— Start of Collected data —
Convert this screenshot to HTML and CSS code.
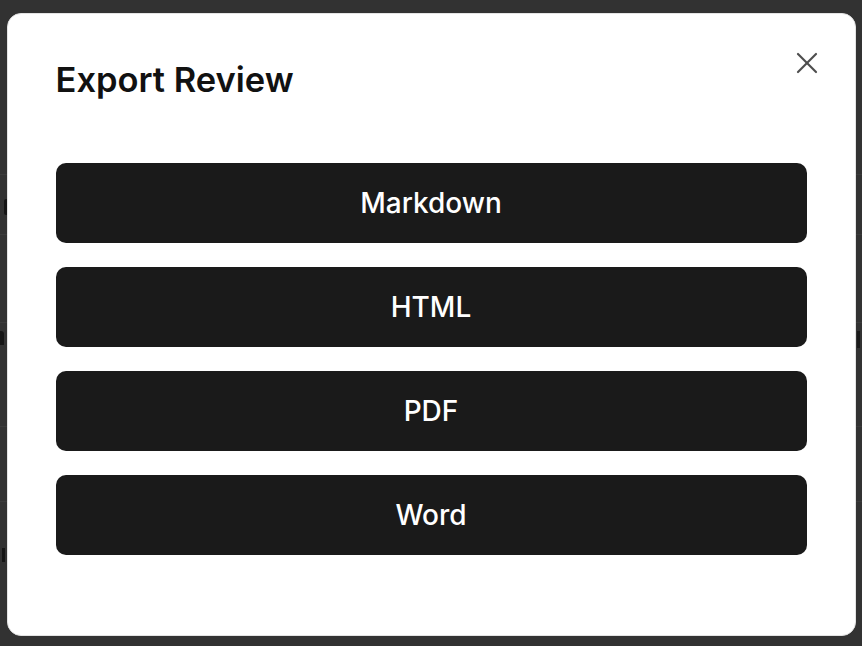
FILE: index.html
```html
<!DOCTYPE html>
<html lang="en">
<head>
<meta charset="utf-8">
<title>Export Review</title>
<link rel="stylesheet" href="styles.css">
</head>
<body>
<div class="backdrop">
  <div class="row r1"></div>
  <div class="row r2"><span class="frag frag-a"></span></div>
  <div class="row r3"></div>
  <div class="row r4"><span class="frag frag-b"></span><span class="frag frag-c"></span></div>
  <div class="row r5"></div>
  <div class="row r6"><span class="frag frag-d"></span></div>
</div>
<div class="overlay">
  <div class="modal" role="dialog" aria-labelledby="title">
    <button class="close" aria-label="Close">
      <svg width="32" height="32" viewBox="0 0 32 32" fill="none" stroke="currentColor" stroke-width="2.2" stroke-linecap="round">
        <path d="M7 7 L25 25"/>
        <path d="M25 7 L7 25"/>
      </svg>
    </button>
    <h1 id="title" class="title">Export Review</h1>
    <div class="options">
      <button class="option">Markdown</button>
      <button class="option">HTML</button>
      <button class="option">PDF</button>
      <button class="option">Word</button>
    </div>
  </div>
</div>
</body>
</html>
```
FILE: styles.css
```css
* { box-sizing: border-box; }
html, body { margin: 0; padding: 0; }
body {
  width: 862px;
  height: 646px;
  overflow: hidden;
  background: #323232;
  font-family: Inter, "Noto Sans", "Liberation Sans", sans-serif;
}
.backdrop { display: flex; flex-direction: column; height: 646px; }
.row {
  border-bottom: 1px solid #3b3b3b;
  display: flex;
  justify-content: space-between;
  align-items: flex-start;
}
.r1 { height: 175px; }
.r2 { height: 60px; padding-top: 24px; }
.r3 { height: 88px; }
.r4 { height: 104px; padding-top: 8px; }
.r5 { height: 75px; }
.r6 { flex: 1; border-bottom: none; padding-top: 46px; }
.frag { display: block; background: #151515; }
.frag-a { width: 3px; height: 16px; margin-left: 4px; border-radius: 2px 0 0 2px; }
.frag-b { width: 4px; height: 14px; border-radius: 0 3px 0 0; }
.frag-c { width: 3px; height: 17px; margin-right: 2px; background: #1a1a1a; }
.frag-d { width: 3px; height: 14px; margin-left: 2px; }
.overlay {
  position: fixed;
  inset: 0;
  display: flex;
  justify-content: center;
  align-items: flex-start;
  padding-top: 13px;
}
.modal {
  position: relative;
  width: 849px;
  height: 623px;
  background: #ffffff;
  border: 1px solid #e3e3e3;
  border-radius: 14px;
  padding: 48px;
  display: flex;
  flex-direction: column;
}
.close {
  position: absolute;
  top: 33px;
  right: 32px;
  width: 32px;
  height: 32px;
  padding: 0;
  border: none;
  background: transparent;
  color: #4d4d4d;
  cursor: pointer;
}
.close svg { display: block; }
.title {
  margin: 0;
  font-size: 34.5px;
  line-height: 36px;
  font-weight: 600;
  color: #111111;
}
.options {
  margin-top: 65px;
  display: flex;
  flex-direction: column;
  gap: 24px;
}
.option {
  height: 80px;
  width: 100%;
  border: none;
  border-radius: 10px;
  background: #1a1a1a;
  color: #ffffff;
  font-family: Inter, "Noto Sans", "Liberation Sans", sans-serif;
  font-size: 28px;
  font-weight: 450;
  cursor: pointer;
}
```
— End of Collected data —
## Goal
Write the listing above out again exactly, dropping each image.

## Exercise answer
Convert this screenshot to HTML and CSS code.
FILE: index.html
```html
<!DOCTYPE html>
<html lang="en">
<head>
<meta charset="utf-8">
<title>Export Review</title>
<link rel="stylesheet" href="styles.css">
</head>
<body>
<div class="backdrop">
  <div class="row r1"></div>
  <div class="row r2"><span class="frag frag-a"></span></div>
  <div class="row r3"></div>
  <div class="row r4"><span class="frag frag-b"></span><span class="frag frag-c"></span></div>
  <div class="row r5"></div>
  <div class="row r6"><span class="frag frag-d"></span></div>
</div>
<div class="overlay">
  <div class="modal" role="dialog" aria-labelledby="title">
    <button class="close" aria-label="Close">
      <svg width="32" height="32" viewBox="0 0 32 32" fill="none" stroke="currentColor" stroke-width="2.2" stroke-linecap="round">
        <path d="M7 7 L25 25"/>
        <path d="M25 7 L7 25"/>
      </svg>
    </button>
    <h1 id="title" class="title">Export Review</h1>
    <div class="options">
      <button class="option">Markdown</button>
      <button class="option">HTML</button>
      <button class="option">PDF</button>
      <button class="option">Word</button>
    </div>
  </div>
</div>
</body>
</html>
```
FILE: styles.css
```css
* { box-sizing: border-box; }
html, body { margin: 0; padding: 0; }
body {
  width: 862px;
  height: 646px;
  overflow: hidden;
  background: #323232;
  font-family: Inter, "Noto Sans", "Liberation Sans", sans-serif;
}
.backdrop { display: flex; flex-direction: column; height: 646px; }
.row {
  border-bottom: 1px solid #3b3b3b;
  display: flex;
  justify-content: space-between;
  align-items: flex-start;
}
.r1 { height: 175px; }
.r2 { height: 60px; padding-top: 24px; }
.r3 { height: 88px; }
.r4 { height: 104px; padding-top: 8px; }
.r5 { height: 75px; }
.r6 { flex: 1; border-bottom: none; padding-top: 46px; }
.frag { display: block; background: #151515; }
.frag-a { width: 3px; height: 16px; margin-left: 4px; border-radius: 2px 0 0 2px; }
.frag-b { width: 4px; height: 14px; border-radius: 0 3px 0 0; }
.frag-c { width: 3px; height: 17px; margin-right: 2px; background: #1a1a1a; }
.frag-d { width: 3px; height: 14px; margin-left: 2px; }
.overlay {
  position: fixed;
  inset: 0;
  display: flex;
  justify-content: center;
  align-items: flex-start;
  padding-top: 13px;
}
.modal {
  position: relative;
  width: 849px;
  height: 623px;
  background: #ffffff;
  border: 1px solid #e3e3e3;
  border-radius: 14px;
  padding: 48px;
  display: flex;
  flex-direction: column;
}
.close {
  position: absolute;
  top: 33px;
  right: 32px;
  width: 32px;
  height: 32px;
  padding: 0;
  border: none;
  background: transparent;
  color: #4d4d4d;
  cursor: pointer;
}
.close svg { display: block; }
.title {
  margin: 0;
  font-size: 34.5px;
  line-height: 36px;
  font-weight: 600;
  color: #111111;
}
.options {
  margin-top: 65px;
  display: flex;
  flex-direction: column;
  gap: 24px;
}
.option {
  height: 80px;
  width: 100%;
  border: none;
  border-radius: 10px;
  background: #1a1a1a;
  color: #ffffff;
  font-family: Inter, "Noto Sans", "Liberation Sans", sans-serif;
  font-size: 28px;
  font-weight: 450;
  cursor: pointer;
}
```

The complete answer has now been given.